L’addio Graziano Piana, sassarese, 51 anni, si trovava a letto quando è stato più volte colpito da Giuseppe Pisano, 26enne di Sorgono, rinchiuso nella stessa cella pochi istanti prima. La famiglia Piana chiede giustizia e verità. E anche la mamma di Pisano, accusato di omicidio volontario, nei giorni scorsi ha detto: «La tragedia era evitabile, mio figlio doveva andare in un ospedale per essere curato, invece lo hanno spedito in carcere». Saranno le indagini a fare luce sull’accaduto. Intanto ieri i familiari e gli amici di Graziano Piana si sono riuniti a Sant’Antonio Abate per dirgli addio. E all’inizio della cerimonia è voluto intervenire anche l’arcivescovo Saba. «Sono qui per portare il conforto della fede e ascoltare il vostro lacerante grido – ha detto –. La morte è sempre un grande dolore e quando è tragica e violenta lo è ancora di più. Non conoscevo Graziano, ma sono qui perché il vescovo è il padre di tutti. La mia presenza vuole portare conforto e consolazione. Ma voglio anche sottolineare una cosa: i luoghi di detenzione devono essere di crescita, recupero e proposta per venirne fuori migliori. Certamente le malattie espongono la nostra fragilità davanti a situazioni che vanno al di là del nostro controllo. Ma la mia preghiera vuole essere questa: tutti luoghi dove passano le persone devono essere di cura e di recupero».

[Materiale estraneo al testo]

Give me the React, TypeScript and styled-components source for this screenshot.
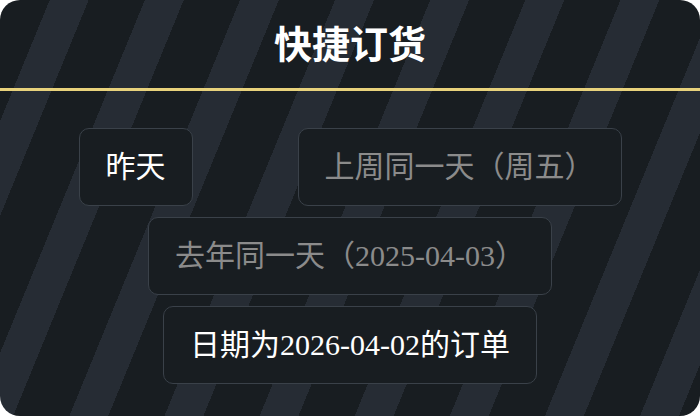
import React from "react"
import styled, { createGlobalStyle } from "styled-components"

const GlobalStyle = createGlobalStyle`
  html, body {
    margin: 0;
    padding: 0;
    background: #ffffff;
  }
  * {
    box-sizing: border-box;
  }
`

const Card = styled.div`
  width: 700px;
  height: 416px;
  border-radius: 20px;
  overflow: hidden;
  font-family: "Liberation Serif", "Times New Roman", "Noto Sans CJK SC", serif;
  background-color: #181d21;
  background-image: repeating-linear-gradient(
    112.3deg,
    #181d21 0 46px,
    #262c34 46px 82px,
    #181d21 82px 88px
  );
  display: flex;
  flex-direction: column;
`

const Header = styled.header`
  height: 91px;
  border-bottom: 3px solid #e8d27c;
  display: flex;
  align-items: center;
  justify-content: center;
`

const Title = styled.h1`
  margin: 0;
  color: #ffffff;
  font-family: "Noto Sans CJK SC", sans-serif;
  font-size: 38px;
  font-weight: 700;
  line-height: 1;
  padding-bottom: 4px;
`

const Options = styled.div`
  width: 648px;
  margin: 37px auto 0;
  display: flex;
  flex-wrap: wrap;
  justify-content: space-around;
  row-gap: 11px;
`

const Option = styled.button<{ $muted?: boolean }>`
  height: 78px;
  padding: 0 26px;
  border: 1px solid #3a4149;
  border-radius: 10px;
  background: #181d21;
  color: ${(p) => (p.$muted ? "#8b8b8b" : "#ffffff")};
  font-family: "Liberation Serif", "Times New Roman", "Noto Sans CJK SC", serif;
  font-size: 30px;
  line-height: 44px;
  white-space: nowrap;
  cursor: pointer;
`

const App: React.FC = () => {
  return (
    <>
      <GlobalStyle />
      <Card lang="zh-CN">
        <Header>
          <Title>快捷订货</Title>
        </Header>
        <Options>
          <Option>昨天</Option>
          <Option $muted>上周同一天（周五）</Option>
          <Option $muted>去年同一天（2025-04-03）</Option>
          <Option>日期为2026-04-02的订单</Option>
        </Options>
      </Card>
    </>
  )
}

export default App
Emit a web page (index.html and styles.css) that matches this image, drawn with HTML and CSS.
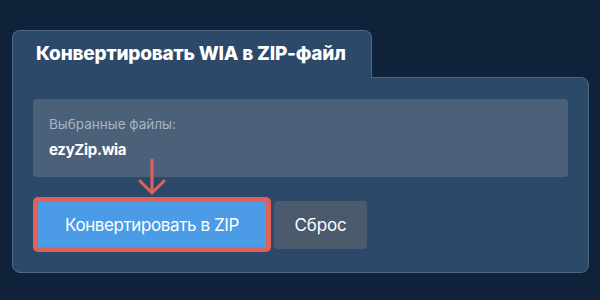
FILE: index.html
```html
<!DOCTYPE html>
<html lang="ru">
<head>
    <meta charset="UTF-8">
    <meta name="viewport" content="width=device-width, initial-scale=1.0">
    <title>Конвертировать WIA в ZIP</title>
    <link rel="stylesheet" href="styles.css">
</head>
<body>
    <div class="page">
        <div class="tab">
            <h1 class="tab-title">Конвертировать WIA в ZIP-файл</h1>
        </div>
        <div class="card">
            <div class="files">
                <p class="files-label">Выбранные файлы:</p>
                <p class="files-name">ezyZip.wia</p>
            </div>
            <div class="actions">
                <svg class="arrow" width="30" height="38" viewBox="0 0 30 38">
                    <path d="M15 2 V35 M3 23 L15 35 L27 23" fill="none" stroke="#e0605a" stroke-width="3" stroke-linecap="round" stroke-linejoin="round"/>
                </svg>
                <button class="convert-button">Конвертировать в ZIP</button>
                <button class="reset-button">Сброс</button>
            </div>
        </div>
    </div>
</body>
</html>
```

FILE: styles.css
```css
body {
    font-family: Inter, "Noto Sans", sans-serif;
    background-color: #10223a;
    margin: 0;
}
.page {
    padding: 30px 12px 0 12px;
}
.tab {
    position: relative;
    z-index: 1;
    display: inline-block;
    box-sizing: border-box;
    width: 360px;
    height: 48px;
    margin-bottom: -1px;
    background-color: #2d4969;
    border: 1px solid #4d6787;
    border-bottom: none;
    border-radius: 8px 8px 0 0;
}
.tab-title {
    margin: 0;
    padding: 12px 0 0 23px;
    color: #ffffff;
    font-size: 19px;
    font-weight: 800;
    letter-spacing: -0.2px;
    line-height: 22px;
}
.card {
    box-sizing: border-box;
    width: 577px;
    background-color: #2d4969;
    border: 1px solid #4d6787;
    border-radius: 0 8px 8px 8px;
    padding: 21px 20px 20px 20px;
}
.files {
    background-color: #4b6079;
    border-radius: 4px;
    height: 78px;
    box-sizing: border-box;
    padding: 17px 16px;
}
.files-label {
    margin: 0;
    color: #a9b5c4;
    font-size: 13.5px;
    line-height: 16px;
}
.files-name {
    margin: 8px 0 0 0;
    color: #ffffff;
    font-size: 15px;
    font-weight: 700;
    letter-spacing: -0.3px;
    line-height: 20px;
}
.actions {
    position: relative;
    display: flex;
    align-items: center;
    gap: 3px;
    margin-top: 20px;
}
.arrow {
    position: absolute;
    left: 104px;
    top: -39px;
}
.convert-button {
    box-sizing: border-box;
    height: 55px;
    width: 238px;
    padding: 0;
    background-color: #4c9be6;
    border: 5px solid #e0605a;
    border-radius: 5px;
    color: #ffffff;
    font-family: Inter, "Noto Sans", sans-serif;
    font-size: 17px;
    letter-spacing: -0.4px;
    cursor: pointer;
}
.reset-button {
    box-sizing: border-box;
    height: 48px;
    width: 93px;
    padding: 0;
    background-color: #4b5b6d;
    border: none;
    border-radius: 4px;
    color: #ffffff;
    font-family: Inter, "Noto Sans", sans-serif;
    font-size: 17px;
    letter-spacing: -0.2px;
    cursor: pointer;
}
```
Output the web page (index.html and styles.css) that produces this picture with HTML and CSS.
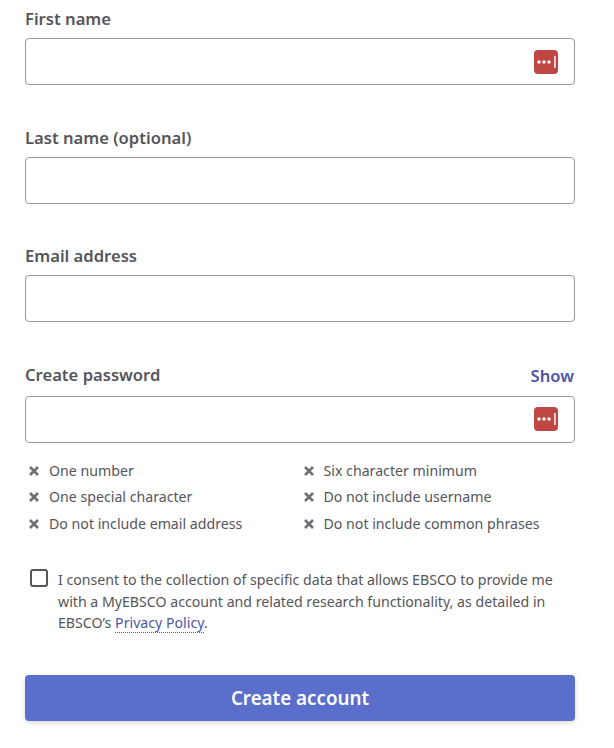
FILE: index.html
```html
<!DOCTYPE html>
<html lang="en">
<head>
<meta charset="utf-8">
<title>Create account</title>
<link rel="stylesheet" href="styles.css">
</head>
<body>
<form class="form">
  <div class="field">
    <div class="label-row"><label class="label">First name</label></div>
    <div class="input">
      <svg class="pm" viewBox="0 0 24 24"><rect width="24" height="24" rx="4" fill="#bf4743"/><circle cx="5" cy="12" r="1.7" fill="#fff"/><circle cx="10" cy="12" r="1.7" fill="#fff"/><circle cx="15" cy="12" r="1.7" fill="#fff"/><rect x="20" y="6" width="1.8" height="12" fill="#f3d9d8"/></svg>
    </div>
  </div>
  <div class="field">
    <div class="label-row"><label class="label">Last name (optional)</label></div>
    <div class="input"></div>
  </div>
  <div class="field">
    <div class="label-row"><label class="label">Email address</label></div>
    <div class="input"></div>
  </div>
  <div class="field field-pass">
    <div class="label-row"><label class="label">Create password</label><a class="show">Show</a></div>
    <div class="input">
      <svg class="pm" viewBox="0 0 24 24"><rect width="24" height="24" rx="4" fill="#bf4743"/><circle cx="5" cy="12" r="1.7" fill="#fff"/><circle cx="10" cy="12" r="1.7" fill="#fff"/><circle cx="15" cy="12" r="1.7" fill="#fff"/><rect x="20" y="6" width="1.8" height="12" fill="#f3d9d8"/></svg>
    </div>
  </div>
  <ul class="reqs">
    <li><svg class="x" viewBox="0 0 10 10"><path d="M1 1l8 8M9 1l-8 8"/></svg>One number</li>
    <li><svg class="x" viewBox="0 0 10 10"><path d="M1 1l8 8M9 1l-8 8"/></svg>Six character minimum</li>
    <li><svg class="x" viewBox="0 0 10 10"><path d="M1 1l8 8M9 1l-8 8"/></svg>One special character</li>
    <li><svg class="x" viewBox="0 0 10 10"><path d="M1 1l8 8M9 1l-8 8"/></svg>Do not include username</li>
    <li><svg class="x" viewBox="0 0 10 10"><path d="M1 1l8 8M9 1l-8 8"/></svg>Do not include email address</li>
    <li><svg class="x" viewBox="0 0 10 10"><path d="M1 1l8 8M9 1l-8 8"/></svg>Do not include common phrases</li>
  </ul>
  <div class="consent">
    <span class="box"></span>
    <p class="consent-text">I consent to the collection of specific data that allows EBSCO to provide me with a MyEBSCO account and related research functionality, as detailed in EBSCO’s <a class="policy">Privacy Policy</a>.</p>
  </div>
  <button type="button" class="submit">Create account</button>
</form>
</body>
</html>
```
FILE: styles.css
```css
html, body { margin: 0; padding: 0; background: #fff; }
body { font-family: "Noto Sans", sans-serif; color: #55555b; width: 614px; height: 748px; overflow: hidden; }
.form { padding: 0 39px 0 25px; display: flex; flex-direction: column; }
.field { margin-bottom: 33.6px; }
.field-pass { margin-bottom: 0; }
.label-row { height: 38px; display: flex; justify-content: space-between; align-items: center; }
.label { font-size: 16.6px; font-weight: 600; line-height: 22px; }
.show { font-size: 16.6px; font-weight: 600; color: #4f56a6; margin-right: 1px; }
.field-pass .label-row { height: 39px; padding-bottom: 1px; box-sizing: content-box; }
.input { height: 47px; box-sizing: border-box; border: 1px solid #9a9a9a; border-radius: 4px; display: flex; align-items: center; justify-content: flex-end; padding-right: 16px; background: #fff; }
.pm { width: 24px; height: 24px; display: block; }
.reqs { list-style: none; margin: 15px 0 0; padding: 0 0 0 4px; display: grid; grid-template-columns: 274.5px 1fr; grid-auto-rows: 26.4px; font-size: 14.17px; line-height: 26px; }
.reqs li { display: flex; align-items: center; }
.x { width: 10px; height: 10px; margin-right: 10px; flex: none; overflow: visible; }
.x path { stroke: #6f6f75; stroke-width: 2.6; fill: none; }
.consent { display: flex; margin-top: 32.3px; padding-left: 5px; }
.box { width: 18px; height: 18px; box-sizing: border-box; border: 2px solid #55555b; border-radius: 3px; flex: none; margin-right: 10px; }
.consent-text { margin: 0; font-size: 14.17px; line-height: 21.5px; width: 510px; }
.policy { color: #4f56a6; border-bottom: 1px dotted #4f56a6; }
.submit { margin-top: 41px; height: 46px; border: 0; border-radius: 4px; background: #5a6ecb; color: #fff; font-family: inherit; font-size: 18.8px; font-weight: 600; box-shadow: 0 2px 5px rgba(0,0,0,.15); }
```
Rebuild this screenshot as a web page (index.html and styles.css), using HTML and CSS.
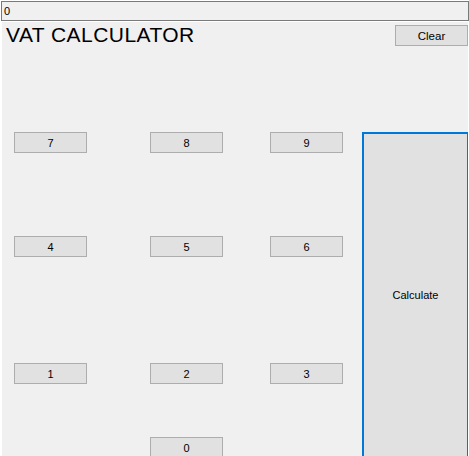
FILE: index.html
```html
<!DOCTYPE html>
<html>
<head>
<meta charset="utf-8">
<link rel="stylesheet" href="styles.css">
</head>
<body>
<div class="display">0</div>
<div class="form">
  <div class="header">
    <div class="title">VAT CALCULATOR</div>
    <button class="btn clear">Clear</button>
  </div>
  <div class="keypad">
    <button class="btn k7">7</button>
    <button class="btn k8">8</button>
    <button class="btn k9">9</button>
    <button class="btn calc">Calculate</button>
    <button class="btn k4">4</button>
    <button class="btn k5">5</button>
    <button class="btn k6">6</button>
    <button class="btn k1">1</button>
    <button class="btn k2">2</button>
    <button class="btn k3">3</button>
    <button class="btn k0">0</button>
  </div>
</div>
</body>
</html>
```
FILE: styles.css
```css
html, body {
  margin: 0;
  padding: 0;
  background: #ffffff;
  overflow: hidden;
  width: 469px;
  height: 456px;
  font-family: "Liberation Sans", Arial, sans-serif;
}
.display {
  box-sizing: border-box;
  margin: 1px 0 0 1px;
  width: 468px;
  height: 20px;
  border: 1px solid #7a7a7a;
  background: #f0f0f0;
  font-size: 11px;
  line-height: 18px;
  padding-left: 2px;
  color: #000;
}
.form {
  margin: 1px 0 0 2px;
  width: 466px;
  height: 434px;
  overflow: hidden;
  background: #f0f0f0;
}
.header {
  box-sizing: border-box;
  height: 110px;
  display: flex;
  justify-content: space-between;
  align-items: flex-start;
  padding: 1px 0 0 4px;
}
.title {
  font-size: 21px;
  letter-spacing: 0.45px;
  line-height: 24px;
  color: #000;
}
.btn {
  box-sizing: border-box;
  margin: 0;
  padding: 0;
  border: 1px solid #adadad;
  background: #e1e1e1;
  font-family: "Liberation Sans", Arial, sans-serif;
  font-size: 11px;
  color: #000;
  width: 73px;
  height: 21px;
}
.clear {
  margin-top: 2px;
  font-size: 11.5px;
}
.keypad {
  display: grid;
  padding-left: 12px;
  grid-template-columns: 73px 63px 73px 47px 73px 19px 107px;
  grid-template-rows: 21px 83px 21px 106px 21px 53px 21px;
}
.k7 { grid-column: 1; grid-row: 1; }
.k8 { grid-column: 3; grid-row: 1; }
.k9 { grid-column: 5; grid-row: 1; }
.k4 { grid-column: 1; grid-row: 3; }
.k5 { grid-column: 3; grid-row: 3; }
.k6 { grid-column: 5; grid-row: 3; }
.k1 { grid-column: 1; grid-row: 5; }
.k2 { grid-column: 3; grid-row: 5; }
.k3 { grid-column: 5; grid-row: 5; }
.k0 { grid-column: 3; grid-row: 7; }
.calc {
  grid-column: 7;
  grid-row: 1 / 8;
  width: 107px;
  height: 326px;
  border: 2px solid #0078d7;
}
```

Il ricordo Don Galia, cappellano del carcere di Bancali, conosceva bene Piana. «Non ci sono parole appropriate per rincuorarvi – ha detto il sacerdote –. Però lo dobbiamo fare, perché vivere nel rancore e nel desiderio di vendetta fa male innanzitutto a ciascuno di noi. Dobbiamo chiedere giustizia e capire come sono andate le cose, ma senza odio e senza rancore. Nello stile di Graziano. Io l’ho conosciuto e non ho mai visto in lui una persona rabbiosa, rancorosa, cattiva. Era un ragazzo buono. Ha fatto le sue scelte, anche sbagliate, ma chi non ha commesso errori nella propria vita? Il nostro compito, come dice il vangelo, non è quello di giudicare gli altri ma innanzitutto di esaminare noi stessi». Don Galia si è poi soffermato sull’accaduto. «Le nostre strutture servono per aiutare – ha detto –. Ma il nostro Stato molto spesso ci lascia soli. E quelle stesse strutture, invece di diventare luoghi che accolgono, purtroppo possono diventare luoghi di morte. Lo dobbiamo dire con chiarezza: è stata una morte ingiusta». Un addio, quello di ieri, al quale hanno voluto partecipare anche gli altri detenuti di Bancali. Insieme hanno raccolto una somma e l’hanno donata alla famiglia Piana.